Regime promotes new law which would allow for mining exploitation, hunting and destruction in protected areas
By Abixael Mogollón in La Prensa, April 26, 2025
Fundación del Río reports that this initiative prioritizes powerful economic interests over environmental conservation and the rights of indigenous communities.
The dictatorship of Daniel Ortega and Rosario Murillo have taken a new step toward the dismantling of environmental protection in Nicaragua.
This past April 23, 2025, the regime presented before the National Assembly a bill which, warns the environmental organization Fundación del Río, puts in grave danger the natural protected areas of the country by opening them to indiscriminate economic exploitation.
The proposal, called the “Law of Environmental Conservation and Sustainable Development Areas”, proposes a radical transformation of the legal framework which currently regulates Protected Areas, repealing Executive Decree No. 01-2007.
Exploitation activities
In its place, a model will be installed which allows for extractive activities – like mining, exploitation of hydrocarbons, fishing and hunting – in territories which previously were legally protected.

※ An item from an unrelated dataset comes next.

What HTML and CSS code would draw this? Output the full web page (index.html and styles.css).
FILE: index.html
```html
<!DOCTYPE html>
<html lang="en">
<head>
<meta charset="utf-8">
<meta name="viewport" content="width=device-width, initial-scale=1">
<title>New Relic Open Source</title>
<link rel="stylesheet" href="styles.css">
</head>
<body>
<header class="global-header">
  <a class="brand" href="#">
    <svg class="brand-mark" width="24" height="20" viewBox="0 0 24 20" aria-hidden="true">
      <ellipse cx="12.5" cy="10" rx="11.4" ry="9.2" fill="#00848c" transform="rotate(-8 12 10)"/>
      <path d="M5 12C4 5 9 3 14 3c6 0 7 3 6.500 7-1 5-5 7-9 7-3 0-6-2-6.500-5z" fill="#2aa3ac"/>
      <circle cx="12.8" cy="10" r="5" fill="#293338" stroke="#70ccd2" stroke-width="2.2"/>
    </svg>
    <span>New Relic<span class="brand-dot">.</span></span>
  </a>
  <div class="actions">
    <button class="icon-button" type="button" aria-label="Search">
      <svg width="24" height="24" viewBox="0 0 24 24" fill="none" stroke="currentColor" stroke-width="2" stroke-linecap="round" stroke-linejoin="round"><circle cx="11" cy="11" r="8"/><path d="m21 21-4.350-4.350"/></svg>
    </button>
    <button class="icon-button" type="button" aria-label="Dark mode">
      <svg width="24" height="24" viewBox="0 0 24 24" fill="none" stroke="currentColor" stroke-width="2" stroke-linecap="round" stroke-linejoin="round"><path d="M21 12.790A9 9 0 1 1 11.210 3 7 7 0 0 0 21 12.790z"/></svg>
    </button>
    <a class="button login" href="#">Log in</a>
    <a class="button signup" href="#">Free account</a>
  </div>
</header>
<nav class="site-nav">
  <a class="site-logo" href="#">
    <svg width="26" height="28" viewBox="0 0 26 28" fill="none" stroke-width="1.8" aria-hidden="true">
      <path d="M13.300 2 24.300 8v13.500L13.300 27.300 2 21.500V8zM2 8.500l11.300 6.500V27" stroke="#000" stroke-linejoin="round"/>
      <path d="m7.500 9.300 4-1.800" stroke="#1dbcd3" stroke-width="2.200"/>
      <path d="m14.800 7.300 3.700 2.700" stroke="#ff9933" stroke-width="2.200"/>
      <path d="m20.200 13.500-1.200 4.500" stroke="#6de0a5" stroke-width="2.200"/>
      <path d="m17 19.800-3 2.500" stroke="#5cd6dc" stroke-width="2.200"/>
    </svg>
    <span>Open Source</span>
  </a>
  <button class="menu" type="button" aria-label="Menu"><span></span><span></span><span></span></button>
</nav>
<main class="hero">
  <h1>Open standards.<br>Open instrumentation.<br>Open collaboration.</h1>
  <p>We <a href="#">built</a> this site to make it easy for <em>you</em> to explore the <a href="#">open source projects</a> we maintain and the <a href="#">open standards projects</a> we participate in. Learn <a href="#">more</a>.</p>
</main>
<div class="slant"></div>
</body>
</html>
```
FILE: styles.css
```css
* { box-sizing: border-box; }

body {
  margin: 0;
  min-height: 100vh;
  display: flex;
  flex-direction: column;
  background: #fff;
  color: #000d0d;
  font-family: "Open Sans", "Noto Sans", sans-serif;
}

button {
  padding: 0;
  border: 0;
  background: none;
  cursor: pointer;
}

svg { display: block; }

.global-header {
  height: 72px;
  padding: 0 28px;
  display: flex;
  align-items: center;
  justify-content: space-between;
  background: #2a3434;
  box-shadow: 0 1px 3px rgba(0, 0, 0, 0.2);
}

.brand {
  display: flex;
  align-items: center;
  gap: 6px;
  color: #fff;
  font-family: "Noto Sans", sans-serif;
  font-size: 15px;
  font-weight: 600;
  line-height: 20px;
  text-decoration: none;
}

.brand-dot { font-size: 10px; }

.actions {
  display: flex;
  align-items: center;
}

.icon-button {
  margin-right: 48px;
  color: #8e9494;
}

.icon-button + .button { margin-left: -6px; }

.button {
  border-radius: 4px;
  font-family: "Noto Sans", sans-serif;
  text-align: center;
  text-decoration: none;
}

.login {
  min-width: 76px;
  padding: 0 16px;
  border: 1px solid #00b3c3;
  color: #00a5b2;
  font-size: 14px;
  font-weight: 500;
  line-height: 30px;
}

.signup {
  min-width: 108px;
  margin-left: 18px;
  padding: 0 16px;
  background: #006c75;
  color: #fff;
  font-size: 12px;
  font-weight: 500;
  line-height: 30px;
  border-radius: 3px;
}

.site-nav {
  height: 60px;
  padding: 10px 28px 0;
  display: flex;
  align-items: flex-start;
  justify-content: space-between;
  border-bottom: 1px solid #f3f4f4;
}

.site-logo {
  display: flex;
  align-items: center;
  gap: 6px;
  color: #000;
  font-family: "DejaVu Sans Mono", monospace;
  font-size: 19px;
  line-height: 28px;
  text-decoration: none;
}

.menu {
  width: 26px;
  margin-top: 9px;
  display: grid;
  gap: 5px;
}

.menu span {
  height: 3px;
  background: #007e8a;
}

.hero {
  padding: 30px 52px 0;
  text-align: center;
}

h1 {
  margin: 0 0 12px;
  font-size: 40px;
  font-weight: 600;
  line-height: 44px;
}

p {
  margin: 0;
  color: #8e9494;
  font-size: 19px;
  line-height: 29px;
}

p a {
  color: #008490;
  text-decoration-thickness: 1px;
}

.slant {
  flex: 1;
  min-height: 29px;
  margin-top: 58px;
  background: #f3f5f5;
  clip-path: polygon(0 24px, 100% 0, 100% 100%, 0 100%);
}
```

“Within these measures is allowing for extractive, geothermal, geological and hydrocarbon economic activities within the protected areas of our country,” said Amaru Ruíz, the director of the Fundación del Río.

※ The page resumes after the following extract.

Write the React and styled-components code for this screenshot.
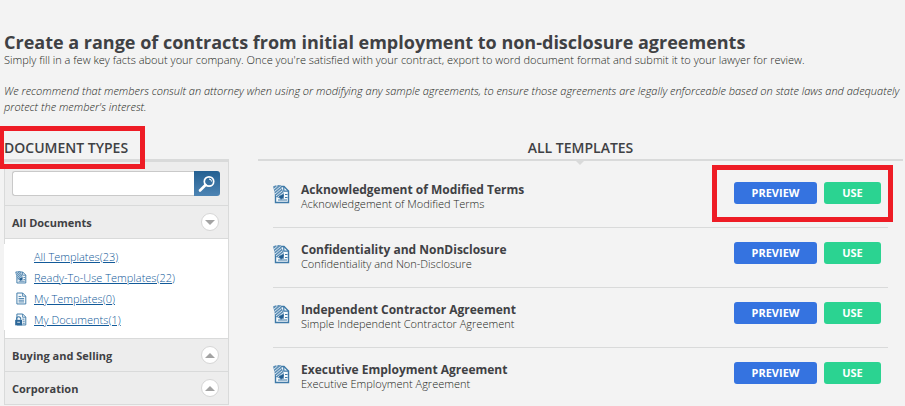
import React from 'react'
import styled, { createGlobalStyle } from 'styled-components'

const GlobalStyle = createGlobalStyle`
  * {
    box-sizing: border-box;
  }

  body {
    margin: 0;
    background: #f3f3f3;
    color: #3f4144;
    font-family: "Open Sans", "Noto Sans", sans-serif;
    font-size: 11px;
  }

  h1, h2, h3, p, ul {
    margin: 0;
    padding: 0;
  }

  ul {
    list-style: none;
  }
`

const templates = [
  { title: 'Acknowledgement of Modified Terms', text: 'Acknowledgement of Modified Terms', marked: true },
  { title: 'Confidentiality and NonDisclosure', text: 'Confidentiality and Non-Disclosure' },
  { title: 'Independent Contractor Agreement', text: 'Simple Independent Contractor Agreement' },
  { title: 'Executive Employment Agreement', text: 'Executive Employment Agreement' },
]

const links = [
  { label: 'All Templates(23)' },
  { label: 'Ready-To-Use Templates(22)', icon: 'ready' },
  { label: 'My Templates(0)', icon: 'page' },
  { label: 'My Documents(1)', icon: 'locked' },
]

const DocIcon = ({ kind, width, height }) => (
  <svg width={width} height={height} viewBox="0 0 17 19" fill="none" stroke="#3f7aa8" aria-hidden="true">
    {/* sheet with a folded corner */}
    <path d="M2.5 1.5h8.5l4.5 4.5v11.5h-13z" fill="#f6f9fb" strokeWidth="1.4" />
    <path d="M10.8 1.5v4.7h4.7" strokeWidth="1.2" />
    {kind === 'ready' && (
      <>
        <path d="M0 1.500l2.500-1 1 1 1.500-1.500 3 0.500 3 9-4 4-4-1.500z" fill="#5b8db5" stroke="none" />
        <path
          d="M0.500 4.500l4-3.500M1.500 6.500l6-5M2 9l6.500-5.500M3 11l6-5M4.500 12.500l5.500-4.500"
          stroke="#e6eef4"
          strokeWidth="0.900"
        />
        <path d="M6 11l5-1.500-0.500 4.500-1.500-0.500-1 1.500z" fill="#245f91" stroke="none" />
        <path d="M12 9.500h2.500M12 12.500h2.500M5 15h9" strokeWidth="1.200" />
      </>
    )}
    {kind === 'page' && <path d="M5 6.500h4M5 9.500h8M5 12h8M5 14.500h8" strokeWidth="1.300" />}
    {kind === 'locked' && (
      <>
        <path d="M10.500 9h3M11 12h3M11 15h3" strokeWidth="1.300" />
        <path d="M2 10V8.500a3 3 0 0 1 6 0V10" strokeWidth="1.600" />
        <rect x="0" y="10" width="10" height="8" fill="#2d6899" stroke="none" />
        <path d="M3 13.500h4" stroke="#fff" strokeWidth="1.200" />
      </>
    )}
  </svg>
)

const SearchIcon = () => (
  <svg width="18" height="18" viewBox="0 0 18 18" fill="none" stroke="#fff" aria-hidden="true">
    <circle cx="11" cy="6.500" r="4.700" strokeWidth="1.700" />
    <path d="M11 4a2.500 2.500 0 0 1 2.500 2.500" strokeWidth="1" />
    <path d="M7.500 10L2 15.500" strokeWidth="2.600" strokeLinecap="round" />
  </svg>
)

const Group = ({ title, open }) => (
  <GroupButton type="button" aria-expanded={!!open}>
    {title}
    <Round>
      <svg width="10" height="5" viewBox="0 0 10 5" aria-hidden="true">
        <path d={open ? 'M0 0h10l-5 5z' : 'M0 5h10l-5-5z'} fill="#a3a3a3" />
      </svg>
    </Round>
  </GroupButton>
)

const App = () => {
  const [search, setSearch] = React.useState('')

  return (
    <Page>
      <GlobalStyle />
      <Intro>
        <h1>Create a range of contracts from initial employment to non-disclosure agreements</h1>
        <p>
          Simply fill in a few key facts about your company. Once you're satisfied with your contract, export to word
          document format and submit it to your lawyer for review.
        </p>
        <Note>
          We recommend that members consult an attorney when using or modifying any sample agreements, to ensure those
          agreements are legally enforceable based on state laws and adequately protect the member's interest.
        </Note>
      </Intro>

      <Columns>
        <Sidebar>
          <SectionTitle>DOCUMENT TYPES</SectionTitle>
          <TypesMark />
          <Panel>
            <SearchForm onSubmit={(e) => e.preventDefault()}>
              <SearchInput
                type="text"
                aria-label="Search documents"
                value={search}
                onChange={(e) => setSearch(e.target.value)}
              />
              <SearchButton type="submit" aria-label="Search">
                <SearchIcon />
              </SearchButton>
            </SearchForm>
            <Group title="All Documents" open />
            <Folder>
              <ul>
                {links.map((link) => (
                  <li key={link.label}>
                    <IconCell>{link.icon && <DocIcon kind={link.icon} width={12} height={13} />}</IconCell>
                    <a href="#">{link.label}</a>
                  </li>
                ))}
              </ul>
            </Folder>
            <Group title="Buying and Selling" />
            <Group title="Corporation" />
          </Panel>
        </Sidebar>

        <Main>
          <MainTitle>ALL TEMPLATES</MainTitle>
          <TemplateList>
            {templates.map((item) => (
              <TemplateRow key={item.title}>
                <DocIcon kind="ready" width={17} height={19} />
                <TemplateText>
                  <h3>{item.title}</h3>
                  <p>{item.text}</p>
                </TemplateText>
                <Actions>
                  <Action type="button">PREVIEW</Action>
                  <Action type="button" $use>USE</Action>
                  {item.marked && <ActionsMark />}
                </Actions>
              </TemplateRow>
            ))}
          </TemplateList>
        </Main>
      </Columns>
    </Page>
  )
}

export default App

const Page = styled.div`
  padding: 30px 2px 0 4px;
  overflow: hidden;
`

const Intro = styled.header`
  h1 {
    font-size: 18px;
    font-weight: 700;
    line-height: 24px;
  }

  p {
    color: #1c1e21;
    font-size: 11px;
    font-weight: 300;
    line-height: 12px;
  }
`

const Note = styled.p`
  && {
    margin-top: 17px;
    line-height: 16px;
    font-style: italic;
  }
`

const Columns = styled.div`
  display: flex;
  gap: 29px;
  margin-top: 22px;
`

const Sidebar = styled.aside`
  position: relative;
  flex: 0 0 225px;
`

const SectionTitle = styled.h2`
  height: 22px;
  font-size: 14px;
  font-weight: 600;
  line-height: 22px;
`

const Panel = styled.div`
  border: 1px solid #d9dada;
  border-top-width: 3px;
  background: #ededed;
`

const SearchForm = styled.form`
  display: flex;
  padding: 9px 8px 9px 7px;
`

const SearchInput = styled.input`
  flex: 1;
  min-width: 0;
  height: 25px;
  padding: 0 6px;
  border: 1px solid #c9c9c9;
  border-right: none;
  border-radius: 3px 0 0 3px;
  background: white;
  font: inherit;
`

const SearchButton = styled.button`
  display: flex;
  align-items: center;
  justify-content: center;
  width: 26px;
  height: 25px;
  padding: 0;
  border: none;
  border-radius: 0 3px 3px 0;
  background: linear-gradient(#235f91, #4d84b3);
  cursor: pointer;
`

const GroupButton = styled.button`
  display: flex;
  align-items: center;
  justify-content: space-between;
  width: 100%;
  height: 33px;
  padding: 0 9px 0 7px;
  border: none;
  border-top: 1px solid #d9dada;
  background: #ededed;
  color: inherit;
  font: 700 11px "Open Sans", "Noto Sans", sans-serif;
  cursor: pointer;
`

const Round = styled.span`
  display: flex;
  align-items: center;
  justify-content: center;
  width: 18px;
  height: 18px;
  border: 1px solid #d6d6d6;
  border-radius: 50%;
  background: white;
`

const Folder = styled.div`
  padding: 5px 0 8px;
  border-top: 1px solid #d9dada;
  background: white;

  ul {
    margin-left: -1px;
    padding: 2px 0 0 11px;
    background: white;
  }

  li {
    display: flex;
    align-items: center;
    height: 21px;
  }

  a {
    color: #125a99;
    font-size: 11px;
    font-weight: 300;
    line-height: 20px;
  }
`

const IconCell = styled.span`
  display: flex;
  width: 19px;
`

const Main = styled.main`
  flex: 1;
  min-width: 0;
`

const MainTitle = styled(SectionTitle)`
  position: relative;
  height: 24px;
  border-bottom: 2px solid #d9dada;
  text-align: center;

  &::after {
    content: '';
    position: absolute;
    top: 100%;
    left: 50%;
    margin-left: -7px;
    border: 6px solid transparent;
    border-top-color: #d9dada;
    border-bottom: none;
  }
`

const TemplateList = styled.ul`
  padding: 7px 15px 0;
`

const TemplateRow = styled.li`
  display: flex;
  align-items: flex-start;
  height: 60px;
  padding: 14px 7px 0 0;
  border-bottom: 1px solid #d9dada;

  > svg {
    margin-top: 3px;
  }

  &:last-child {
    height: 58px;
    border-bottom: none;
  }
`

const TemplateText = styled.div`
  flex: 1;
  padding-left: 11px;

  h3 {
    font-size: 12px;
    font-weight: 700;
    line-height: 16px;
  }

  p {
    color: #1c1e21;
    font-size: 11px;
    font-weight: 300;
    line-height: 12px;
  }
`

const Actions = styled.div`
  position: relative;
  display: flex;
  gap: 7px;
`

const Action = styled.button`
  width: ${(props) => (props.$use ? '57px' : '83px')};
  height: 22px;
  padding: 0;
  border: none;
  border-radius: 3px;
  background: ${(props) => (props.$use ? '#2bd391' : '#3573e0')};
  color: white;
  font: 700 11px/22px "Open Sans", "Noto Sans", sans-serif;
  cursor: pointer;
`

// red frames that point out parts of the page
const RedFrame = styled.span`
  position: absolute;
  border: 5px solid #ee1c25;
  pointer-events: none;
`

const TypesMark = styled(RedFrame)`
  top: -11px;
  left: -5px;
  width: 146px;
  height: 43px;
`

const ActionsMark = styled(RedFrame)`
  inset: -17px -12px -18px -22px;
`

The name change, from Protected Areas to Environmental Conservation and Sustainable Development Areas (ACADS), reflects the discursive turn toward a vision of the “productive use” of nature, compatible with the extractive economic model of the Sandinista regime.
Judge and defendant
Among the most alarming points of the initiative is the authorization of infrastructure for storing hydrocarbon and hydraulic works in sensitive territories, the elimination of the figure of community co-management with indigenous and Afro descendent peoples, and the centralization of the sanctioning power in the Ministry of the Environment and Natural Resources (MARENA), which now will act as judge and defendant in environmental conflicts.

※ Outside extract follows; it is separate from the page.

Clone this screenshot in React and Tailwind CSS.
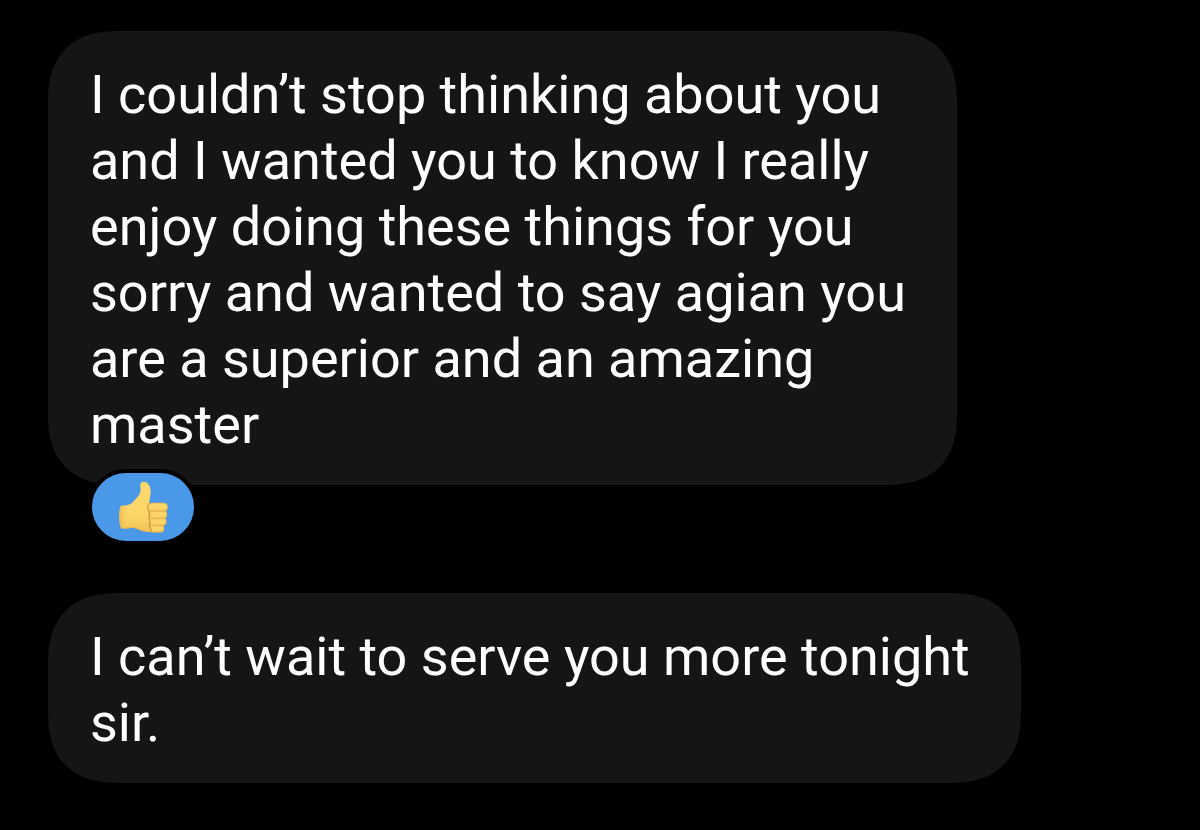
const messages = [
  {
    id: 1,
    text: "I couldn’t stop thinking about you\nand I wanted you to know I really\nenjoy doing these things for you\nsorry and wanted to say agian you\nare a superior and an amazing\nmaster",
    liked: true,
  },
  {
    id: 2,
    text: "I can’t wait to serve you more tonight\nsir.",
    liked: false,
  },
];

function ThumbsUp() {
  return (
    <svg viewBox="108 60 156 162" className="h-[54px] w-[52px]" aria-hidden="true">
      <defs>
        <linearGradient id="skin" x1="0" y1="0" x2="0" y2="1">
          <stop offset="0" stopColor="#fbd96a" />
          <stop offset="0.7" stopColor="#fbd568" />
          <stop offset="1" stopColor="#f1c153" />
        </linearGradient>
        <linearGradient id="cuff" x1="0" y1="0" x2="1" y2="0">
          <stop offset="0" stopColor="#edb850" />
          <stop offset="1" stopColor="#fbd366" stopOpacity="0" />
        </linearGradient>
      </defs>
      {/* thumb, palm and wrist */}
      <path
        d="M120 137C136 138 148 135 156 126C165 116 175 107 178 96C180 87 176 77 179 70C183 63 195 64 201 71C210 81 210 94 208 106C206 116 205 123 205 132L238 140L238 210C224 218 203 217 188 213C174 209 164 202 152 203C140 206 129 206 121 205C113 192 113 149 120 137Z"
        fill="url(#skin)"
      />
      <path
        d="M120 137C128 138 136 137 142 135V204C134 206 127 206 121 205C113 192 113 149 120 137Z"
        fill="url(#cuff)"
      />
      {/* fingers */}
      <g fill="url(#skin)" stroke="#dda647" strokeWidth="2">
        <rect x="205" y="194" width="44" height="23" rx="11" />
        <rect x="204" y="173" width="52" height="24" rx="12" />
        <rect x="203" y="151" width="55" height="25" rx="12" />
        <rect x="201" y="129" width="59" height="25" rx="12" />
      </g>
      <path
        d="M202 153C208 160 207 169 203 176C208 183 208 189 205 197C209 203 210 209 212 214"
        fill="none"
        stroke="#c98532"
        strokeWidth="3"
      />
      <path
        d="M205 130C199 135 198 143 202 151"
        fill="none"
        stroke="#d9983a"
        strokeWidth="3"
        strokeLinecap="round"
      />
      <path
        d="M124 205C136 207 143 201 154 202C167 203 177 214 195 215"
        fill="none"
        stroke="#e3aa4a"
        strokeWidth="2"
      />
    </svg>
  );
}

function Message({ text, liked }) {
  return (
    <li className="flex flex-col items-start">
      <p className="max-w-full whitespace-pre-line rounded-[72px] bg-[#151515] pt-[31px] pb-[27px] pl-[42px] pr-[51px] text-[54px] leading-[66px] text-white [corner-shape:superellipse(1.3)]">
        {text}
      </p>
      {liked && (
        <button
          type="button"
          aria-label="Thumbs up reaction"
          className="relative -mt-4 ml-10 flex h-[76px] w-[110px] items-center justify-center rounded-full border-4 border-black bg-[#4a99e9]"
        >
          <ThumbsUp />
        </button>
      )}
    </li>
  );
}

function App() {
  return (
    <main className="min-h-screen bg-black px-12 pt-[31px] pb-12 font-[Roboto,sans-serif]">
      <ul className="flex flex-col gap-12">
        {messages.map((message) => (
          <Message key={message.id} text={message.text} liked={message.liked} />
        ))}
      </ul>
    </main>
  );
}

export default App;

The Fundación del Río warns that this law represents a serious threat to biodiversity, environmental sovereignty, and the rights of the communities that historically have protected ecosystems.
Acceleration of the deterioration
In addition, he denounced that behind this proposal underlie the economic interests of the regime´s elites, in alliance with national and foreign businesses dedicated to mining, tree felling and oil.
“The regime has made it clear that its priority is not nature, but capital. This law is an open license to destroy what little is left standing,” warned the organization in a recent press release.
It also warned that, if the law is approved as written, Nicaragua could face an acceleration without precedent of ecological deterioration, with irreversible impacts for the fauna, flora and climate of the country.